ECLI:NL:HR:2020:332
Hoge Raad
- Cassatie
- G. de Groot
- J.A.C.A. Overgaauw
- J. Wortel
- A.F.M.Q. Beukers-van Dooren
- P. Cools
- Rechtspraak.nl
Cassatie tegen uitspraak Gerechtshof 's-Hertogenbosch inzake navorderingsaanslagen inkomstenbelasting
In deze zaak heeft de Hoge Raad op 28 februari 2020 uitspraak gedaan in een cassatieprocedure tegen de uitspraak van het Gerechtshof 's-Hertogenbosch van 11 januari 2019. De zaak betreft een beroep in cassatie van belanghebbende, [X] te [Z], tegen de Staatssecretaris van Financiën. Het hoger beroep was ingesteld tegen een uitspraak van de Rechtbank Zeeland-West-Brabant, die betrekking had op navorderingsaanslagen in de inkomstenbelasting en premie volksverzekeringen voor de jaren 2002 tot en met 2012. Belanghebbende had een aantal middelen aangevoerd in zijn cassatie, waarop de Staatssecretaris van Financiën een verweerschrift indiende. De zaak werd toegelicht door de advocaat van belanghebbende, M. van Leeuwen, te Nijmegen.
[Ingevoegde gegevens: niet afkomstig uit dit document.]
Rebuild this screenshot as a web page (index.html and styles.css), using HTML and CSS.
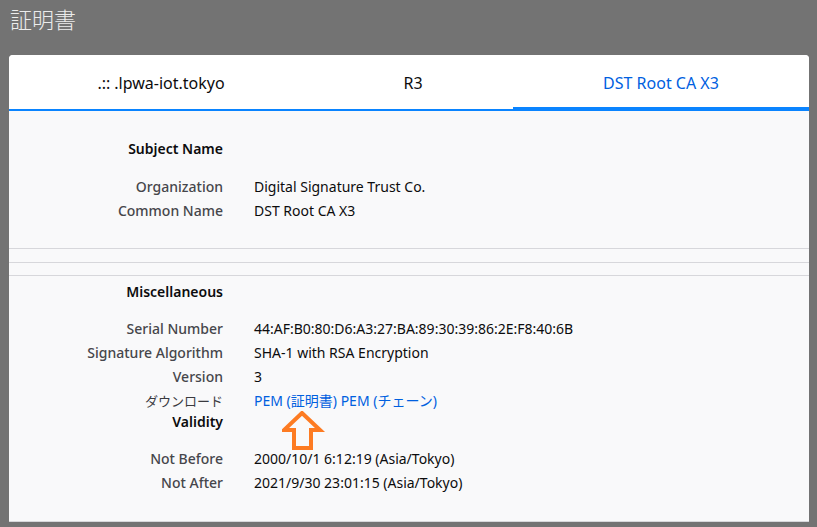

De Hoge Raad heeft de aangevoerde middelen beoordeeld en geconcludeerd dat deze niet kunnen leiden tot vernietiging van de uitspraak van het Hof. De Hoge Raad heeft geen verdere motivering gegeven, aangezien het niet nodig was om vragen te beantwoorden die van belang zijn voor de eenheid of ontwikkeling van het recht, zoals vermeld in artikel 81, lid 1, van de Wet op de rechterlijke organisatie. De Hoge Raad heeft ook geen aanleiding gezien voor een veroordeling in de proceskosten. Uiteindelijk verklaarde de Hoge Raad het beroep in cassatie ongegrond.